I am not good with inequalities or big-O notation. Here is my attempt:
It suffices to show that $\sum_{n = 1}^N \frac{\log(n) + 1}{n + 1} \leq \log(N)^2$. We have
\begin{align*} \sum_{n = 1}^N \frac{\log(n) + 1}{n + 1} &\leq \sum_{n = 1}^N \frac{\log(n) + 1}{n}\\ &= \sum_{n = 1}^N \frac{\log(n)}{n} + \sum_{n = 1}^N \frac{1}{n}\\ &\leq \sum_{n = 1}^N \frac{\log(n)}{n} + 1 + \log(N) \end{align*}
I'm not sure if I'm making the right moves, but at any rate I'm stuck.
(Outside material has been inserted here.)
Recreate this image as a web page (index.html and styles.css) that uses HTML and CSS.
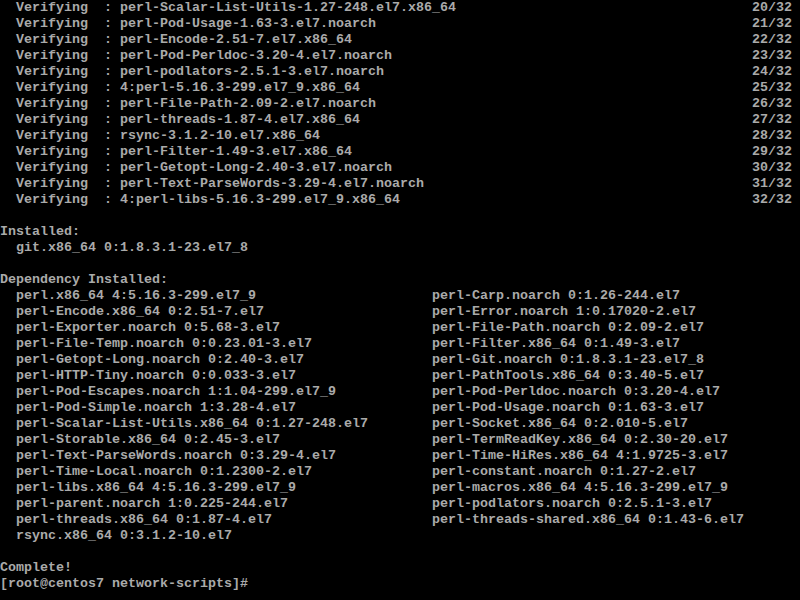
FILE: index.html
```html
<!DOCTYPE html>
<html>
<head>
<meta charset="utf-8">
<link rel="stylesheet" href="styles.css">
</head>
<body>
<div class="screen">
  <div class="vrow"><span>  Verifying  : perl-Scalar-List-Utils-1.27-248.el7.x86_64</span><span>20/32</span></div>
  <div class="vrow"><span>  Verifying  : perl-Pod-Usage-1.63-3.el7.noarch</span><span>21/32</span></div>
  <div class="vrow"><span>  Verifying  : perl-Encode-2.51-7.el7.x86_64</span><span>22/32</span></div>
  <div class="vrow"><span>  Verifying  : perl-Pod-Perldoc-3.20-4.el7.noarch</span><span>23/32</span></div>
  <div class="vrow"><span>  Verifying  : perl-podlators-2.5.1-3.el7.noarch</span><span>24/32</span></div>
  <div class="vrow"><span>  Verifying  : 4:perl-5.16.3-299.el7_9.x86_64</span><span>25/32</span></div>
  <div class="vrow"><span>  Verifying  : perl-File-Path-2.09-2.el7.noarch</span><span>26/32</span></div>
  <div class="vrow"><span>  Verifying  : perl-threads-1.87-4.el7.x86_64</span><span>27/32</span></div>
  <div class="vrow"><span>  Verifying  : rsync-3.1.2-10.el7.x86_64</span><span>28/32</span></div>
  <div class="vrow"><span>  Verifying  : perl-Filter-1.49-3.el7.x86_64</span><span>29/32</span></div>
  <div class="vrow"><span>  Verifying  : perl-Getopt-Long-2.40-3.el7.noarch</span><span>30/32</span></div>
  <div class="vrow"><span>  Verifying  : perl-Text-ParseWords-3.29-4.el7.noarch</span><span>31/32</span></div>
  <div class="vrow"><span>  Verifying  : 4:perl-libs-5.16.3-299.el7_9.x86_64</span><span>32/32</span></div>
  <div class="line"> </div>
  <div class="line">Installed:</div>
  <div class="line">  git.x86_64 0:1.8.3.1-23.el7_8</div>
  <div class="line"> </div>
  <div class="line">Dependency Installed:</div>
  <div class="drow"><span class="dcol">perl.x86_64 4:5.16.3-299.el7_9</span><span class="dcol2">perl-Carp.noarch 0:1.26-244.el7</span></div>
  <div class="drow"><span class="dcol">perl-Encode.x86_64 0:2.51-7.el7</span><span class="dcol2">perl-Error.noarch 1:0.17020-2.el7</span></div>
  <div class="drow"><span class="dcol">perl-Exporter.noarch 0:5.68-3.el7</span><span class="dcol2">perl-File-Path.noarch 0:2.09-2.el7</span></div>
  <div class="drow"><span class="dcol">perl-File-Temp.noarch 0:0.23.01-3.el7</span><span class="dcol2">perl-Filter.x86_64 0:1.49-3.el7</span></div>
  <div class="drow"><span class="dcol">perl-Getopt-Long.noarch 0:2.40-3.el7</span><span class="dcol2">perl-Git.noarch 0:1.8.3.1-23.el7_8</span></div>
  <div class="drow"><span class="dcol">perl-HTTP-Tiny.noarch 0:0.033-3.el7</span><span class="dcol2">perl-PathTools.x86_64 0:3.40-5.el7</span></div>
  <div class="drow"><span class="dcol">perl-Pod-Escapes.noarch 1:1.04-299.el7_9</span><span class="dcol2">perl-Pod-Perldoc.noarch 0:3.20-4.el7</span></div>
  <div class="drow"><span class="dcol">perl-Pod-Simple.noarch 1:3.28-4.el7</span><span class="dcol2">perl-Pod-Usage.noarch 0:1.63-3.el7</span></div>
  <div class="drow"><span class="dcol">perl-Scalar-List-Utils.x86_64 0:1.27-248.el7</span><span class="dcol2">perl-Socket.x86_64 0:2.010-5.el7</span></div>
  <div class="drow"><span class="dcol">perl-Storable.x86_64 0:2.45-3.el7</span><span class="dcol2">perl-TermReadKey.x86_64 0:2.30-20.el7</span></div>
  <div class="drow"><span class="dcol">perl-Text-ParseWords.noarch 0:3.29-4.el7</span><span class="dcol2">perl-Time-HiRes.x86_64 4:1.9725-3.el7</span></div>
  <div class="drow"><span class="dcol">perl-Time-Local.noarch 0:1.2300-2.el7</span><span class="dcol2">perl-constant.noarch 0:1.27-2.el7</span></div>
  <div class="drow"><span class="dcol">perl-libs.x86_64 4:5.16.3-299.el7_9</span><span class="dcol2">perl-macros.x86_64 4:5.16.3-299.el7_9</span></div>
  <div class="drow"><span class="dcol">perl-parent.noarch 1:0.225-244.el7</span><span class="dcol2">perl-podlators.noarch 0:2.5.1-3.el7</span></div>
  <div class="drow"><span class="dcol">perl-threads.x86_64 0:1.87-4.el7</span><span class="dcol2">perl-threads-shared.x86_64 0:1.43-6.el7</span></div>
  <div class="drow"><span class="dcol">rsync.x86_64 0:3.1.2-10.el7</span></div>
  <div class="line"> </div>
  <div class="line">Complete!</div>
  <div class="line">[root@centos7 network-scripts]#</div>
</div>
</body>
</html>
```
FILE: styles.css
```css
html, body {
  margin: 0;
  padding: 0;
  background: #000;
}
body {
  width: 800px;
  height: 600px;
  overflow: hidden;
}
.screen {
  font-family: "Liberation Mono", "DejaVu Sans Mono", monospace;
  font-size: 13.333px;
  font-weight: bold;
  line-height: 16px;
  color: #aaaaaa;
}
.line {
  height: 16px;
  white-space: pre;
}
.vrow {
  display: flex;
  justify-content: space-between;
  width: 792px;
  height: 16px;
  white-space: pre;
}
.drow {
  display: flex;
  height: 16px;
  padding-left: 16px;
  white-space: pre;
}
.dcol {
  flex: none;
  width: 416px;
}
.dcol2 {
  flex: none;
}
```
Thanks.
On
The function $x \mapsto \frac{\log(x)+1}{x}$ is decreasing for $x \ge 1$, therefore the sum can be estimated above by an integral: $$ \sum_{n = 1}^N \frac{\log(n) + 1}{n + 1} \leq \sum_{n = 1}^N \frac{\log(n) + 1}{n} \le 1 + \int_1^N \frac{\log(x)+1}{x} \, dx \\ = 1 + \log(N) + \frac 12 \log(N)^2 = O\left( \log(N)^2\right) \, . $$
Just for your curiosity.
Since the integral is simple $$\int \frac{\log (n)+1}{n+1}\,dn=\text{Li}_2(-n)+(\log (n)+1) \log (n+1)$$ the simplest form of Euler-MacLaurin summation gives $$\sum_{n=1}^N \frac{\log (n)+1}{n+1}=C+\log (N)+\frac{1}{2}\log ^2(N)+\frac{3 \log (N)+5}{2 N}+O\left(\frac{\log (N)}{N^2}\right)$$
For this level of summation $$C=\frac{4487221}{19353600}-\frac{\pi ^2}{12}-\log (2)$$
For $n=1000$, this gives $29.49540$ while the exact summation gives $29.49502$.
The relative error is smaller than $1$% when $n \geq 10$, smaller than $0.1$% when $n \geq 20$, smaller than $0.01$% when $n \geq 81$.